Según la cuenta que puede llevar quien consulte el Diccionario de Historia de Venezuela editado por la Fundación Polar, al acta Declaración de Independencia en 1811 (que puede tomarse como una constitución) siguieron las de 1819, 1821, 1830, 1857, 1858, 1864, 1874, 1881, 1891, 1893, 1901, 1904, 1909, 1914, 1922, 1925, 1928, 1929, 1931, 1945, 1947 y 1961, hasta llegar a la Constitución de 1999, promovida por Chávez y violada sistemáticamente por Chávez y Maduro.
Ya se rumora que del tan cacareado “diálogo” entre Maduro y la MUD podría salir un acuerdo extraconstitucional para modificar, en atención a la excepcional crisis político-económica, el cronograma electoral. Y hay quien ha propuesto como salida a la crisis política la convocatoria a un novísimo congreso constituyente. Es, pues, historia vieja: nuestras constituciones prevén todo menos la crisis que las hace aborrecibles para el bando que originalmente las promovió.
Así como hay personas con el don de versificar, Simón Bolívar no pestañeaba a la hora de redactar constituciones ni tampoco a la de coaccionar a los legisladores, como hizo con los doctores reunidos en Ocaña, en 1828, hasta salirse con la suya y hacerse aclamar como dictador. En su novela Maten al León, el mexicano Jorge Ibargüengoitia satiriza soberbiamente la contumacia con que Latinoamérica se resiste al principio de alternabilidad.

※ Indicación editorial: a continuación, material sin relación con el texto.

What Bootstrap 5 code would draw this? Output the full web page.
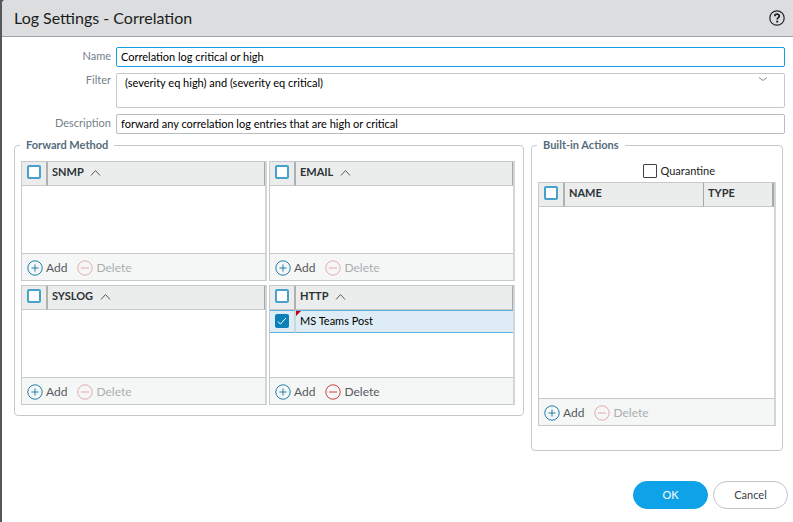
<!DOCTYPE html>
<html lang="en">
<head>
<meta charset="utf-8">
<meta name="viewport" content="width=device-width, initial-scale=1">
<title>Log Settings - Correlation</title>
<link href="https://cdn.jsdelivr.net/npm/bootstrap@5.3.0/dist/css/bootstrap.min.css" rel="stylesheet">
<style>
body { font-family: Lato, sans-serif; font-size: 11px; line-height: 16px; color: #222; background: #55575a; }
.dialog { margin-left: 2px; min-height: 100vh; background: #fff; border-top-left-radius: 4px; }
.dialog-head { height: 37px; padding: 0 8px 0 12px; background: #dcddde; border-bottom: 1px solid #9aa6ac; border-top-left-radius: 4px; }
.dialog-title { font-size: 16px; line-height: 20px; font-weight: 400; color: #1b1e20; }
.help { width: 16px; height: 16px; }
.fields { padding: 10px 8px 0 8px; display: grid; grid-template-columns: 101px 1fr; column-gap: 5px; row-gap: 6px; }
.fields label { text-align: right; color: #75808a; padding-top: 1px; }
.fields .label-area { padding-top: 0; line-height: 14px; }
.field { border: 1px solid #b9bdc0; border-radius: 2px; padding: 0 4px 2px; height: 20px; min-height: 0; font-size: 11px; line-height: 16px; color: #000; background: #fff; }
.field:focus { box-shadow: none; border-color: #129ee2; }
.field-active { border-color: #129ee2; }
.field-area { height: 35px; padding: 1px 8px; resize: none; overflow: hidden; border-color: #c6c9cb; display: block; }
.drop { top: 0; right: 16px; width: 12px; height: 12px; }
.groups { padding: 3px 10px 0 12px; gap: 7px; }
fieldset.group { border: 1px solid #c6c9cb; border-radius: 4px; padding: 8px 6px 10px; min-width: 0; }
.group legend { float: none; width: auto; margin: 0 0 0 -1px; padding: 0 6px; font-size: 11px; line-height: 16px; font-weight: 700; color: #566b79; }
.group-side { flex: 0 0 252px; }
.methods { display: grid; grid-template-columns: 1fr 1fr; gap: 4px 2px; padding-right: 2px; }
.pane { border: 1px solid #c6c9cb; border-right-width: 2px; border-right-color: #d3d6d7; }
.pane-body { min-height: 91px; }
.pane-tall .pane-body { min-height: 215px; }
.pane table { width: 100%; table-layout: fixed; border-collapse: separate; border-spacing: 0; }
.pane th { height: 24px; padding: 0 4px 3px; background: #ebedec; border-bottom: 1px solid #c6c9cb; border-right: 1px solid #a4a9ad; font-size: 11px; line-height: 16px; font-weight: 700; color: #2c3337; white-space: nowrap; }
.pane th:first-child { width: 26px; padding-left: 5px; border-right: 2px solid #adb1b4; }
.pane td { height: 23px; padding: 0 4px 1px; background: #deedf5; border-top: 1px solid #5cb0da; border-bottom: 1px solid #5cb0da; color: #000; }
.pane td:first-child { padding-left: 5px; border-right: 2px solid #ccd7dc; }
.pane .type-head { width: 70px; border-right-width: 2px; }
.changed::before { content: ""; position: absolute; left: 0; top: 0; border-top: 5px solid #c4000a; border-right: 5px solid transparent; }
.caret-up { width: 11px; height: 8px; margin-left: 4px; }
.tick { appearance: none; display: block; width: 14px; height: 14px; margin: 0; border: 2px solid #46a1cd; border-radius: 2px; background: #fff; }
.tick:checked { border-color: #0a7fb8; background: #0a7fb8 url("data:image/svg+xml,%3Csvg xmlns='http://www.w3.org/2000/svg' viewBox='0 0 10 10'%3E%3Cpath d='M.8 5.6 3.4 8 9 2' fill='none' stroke='%23fff'/%3E%3C/svg%3E") center / 10px 10px no-repeat; }
.tick-dark { border: 1px solid #3d4145; border-radius: 1px; }
.pane-foot { height: 27px; padding: 1px 5px 0; background: #f5f7f6; border-top: 1px solid #c6c9cb; gap: 10px; }
.action { border: 0; padding: 0; background: none; display: flex; align-items: center; gap: 3px; font-size: 12px; line-height: 16px; color: #55595d; }
.action svg { width: 16px; height: 16px; fill: none; }
.i-add { stroke: #1f7ea8; } .i-del { stroke: #cc3f44; }
.action:disabled { color: #abaeb0; } .action:disabled svg { opacity: .4; }
.quarantine { padding: 2px 61px 3px 0; gap: 4px; }
.dialog-foot { padding: 30px 5px 13px; gap: 5px; }
.pill { width: 75px; height: 28px; padding: 0; border-radius: 14px; font-size: 11px; line-height: 16px; }
.pill-ok, .pill-ok:hover { background: #0ea3e8; border-color: #0ea3e8; color: #fff; }
.pill-cancel { background: #fff; border-color: #c1c4c6; color: #3b4044; }
</style>
<script src="https://cdn.jsdelivr.net/npm/bootstrap@5.3.0/dist/js/bootstrap.bundle.min.js"></script>
</head>
<body>
<svg class="d-none" xmlns="http://www.w3.org/2000/svg">
  <symbol id="plus" viewBox="0 0 16 16"><circle cx="8" cy="8" r="7.2"/><path d="M8 4.5v7M4.5 8h7"/></symbol>
  <symbol id="minus" viewBox="0 0 16 16"><circle cx="8" cy="8" r="7.2"/><path d="M4 8h8"/></symbol>
  <symbol id="up" viewBox="0 0 11 8"><path d="M1 6.5 5.5 1.5 10 6.5" fill="none" stroke="#555b60"/></symbol>
</svg>
<main class="dialog">
  <header class="dialog-head d-flex align-items-center justify-content-between">
    <h1 class="dialog-title m-0">Log Settings - Correlation</h1>
    <button type="button" class="btn p-0 border-0 d-flex" aria-label="Help">
      <svg class="help" viewBox="0 0 16 16" fill="none" stroke="#202225"><circle cx="8" cy="8" r="7.2" stroke-width="1.2"/><path d="M5.8 6.3C5.8 3.4 10.3 3.4 10.3 6.1 10.3 7.6 8.2 7.7 8.2 9.4" stroke-width="1.8"/><path d="M8.2 10.7v1.8" stroke-width="2"/></svg>
    </button>
  </header>
  <form>
    <div class="fields">
      <label for="name">Name</label>
      <input id="name" type="text" class="form-control field field-active" value="Correlation log critical or high">
      <label for="filter" class="label-area">Filter</label>
      <div class="position-relative">
        <textarea id="filter" class="form-control field field-area">(severity eq high) and (severity eq critical)</textarea>
        <button type="button" class="drop btn p-0 border-0 position-absolute d-flex" aria-label="Show filters"><svg width="12" height="12" viewBox="0 0 12 12" fill="none" stroke="#858b90"><path d="M2 4.5 6 7.5 10 4.5"/></svg></button>
      </div>
      <label for="description">Description</label>
      <input id="description" type="text" class="form-control field" value="forward any correlation log entries that are high or critical">
    </div>
    <div class="groups d-flex align-items-start">
      <fieldset class="group flex-grow-1">
        <legend>Forward Method</legend>
        <div class="methods">
          <section class="pane">
            <div class="pane-body"><table><thead><tr><th><input type="checkbox" class="tick" aria-label="Select all SNMP"></th><th>SNMP <svg class="caret-up"><use href="#up"/></svg></th></tr></thead></table></div>
            <div class="pane-foot d-flex"><button type="button" class="action"><svg class="i-add"><use href="#plus"/></svg>Add</button><button type="button" class="action" disabled><svg class="i-del"><use href="#minus"/></svg>Delete</button></div>
          </section>
          <section class="pane">
            <div class="pane-body"><table><thead><tr><th><input type="checkbox" class="tick" aria-label="Select all email"></th><th>EMAIL <svg class="caret-up"><use href="#up"/></svg></th></tr></thead></table></div>
            <div class="pane-foot d-flex"><button type="button" class="action"><svg class="i-add"><use href="#plus"/></svg>Add</button><button type="button" class="action" disabled><svg class="i-del"><use href="#minus"/></svg>Delete</button></div>
          </section>
          <section class="pane">
            <div class="pane-body"><table><thead><tr><th><input type="checkbox" class="tick" aria-label="Select all syslog"></th><th>SYSLOG <svg class="caret-up"><use href="#up"/></svg></th></tr></thead></table></div>
            <div class="pane-foot d-flex"><button type="button" class="action"><svg class="i-add"><use href="#plus"/></svg>Add</button><button type="button" class="action" disabled><svg class="i-del"><use href="#minus"/></svg>Delete</button></div>
          </section>
          <section class="pane">
            <div class="pane-body"><table><thead><tr><th><input type="checkbox" class="tick" aria-label="Select all HTTP"></th><th>HTTP <svg class="caret-up"><use href="#up"/></svg></th></tr></thead>
              <tbody><tr><td><input type="checkbox" class="tick" aria-label="Select MS Teams Post" checked></td><td class="changed position-relative">MS Teams Post</td></tr></tbody></table></div>
            <div class="pane-foot d-flex"><button type="button" class="action"><svg class="i-add"><use href="#plus"/></svg>Add</button><button type="button" class="action"><svg class="i-del"><use href="#minus"/></svg>Delete</button></div>
          </section>
        </div>
      </fieldset>
      <fieldset class="group group-side pb-4">
        <legend>Built-in Actions</legend>
        <div class="quarantine d-flex justify-content-end align-items-center">
          <input id="quarantine" type="checkbox" class="tick tick-dark"><label for="quarantine">Quarantine</label>
        </div>
        <section class="pane pane-tall">
          <div class="pane-body"><table><thead><tr><th><input type="checkbox" class="tick" aria-label="Select all actions"></th><th>NAME</th><th class="type-head">TYPE</th></tr></thead></table></div>
          <div class="pane-foot d-flex"><button type="button" class="action"><svg class="i-add"><use href="#plus"/></svg>Add</button><button type="button" class="action" disabled><svg class="i-del"><use href="#minus"/></svg>Delete</button></div>
        </section>
      </fieldset>
    </div>
    <footer class="dialog-foot d-flex justify-content-end">
      <button type="submit" class="btn pill pill-ok">OK</button>
      <button type="button" class="btn pill pill-cancel">Cancel</button>
    </footer>
  </form>
</main>
</body>
</html>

¿Qué explica esta florescencia de constituciones? El mejor libro al respecto que haya leído nunca es el de Rafael Rojas, Repúblicas de aire. Me parece el único que da cabal respuesta a esa pregunta. Y no digo más porque aún tengo otra para Rafael y cualquier otro estudioso: ¿Por qué el único libro de reglas y los únicos árbitros que los venezolanos han aceptado desde siempre con escrupuloso acatamiento son las del béisbol?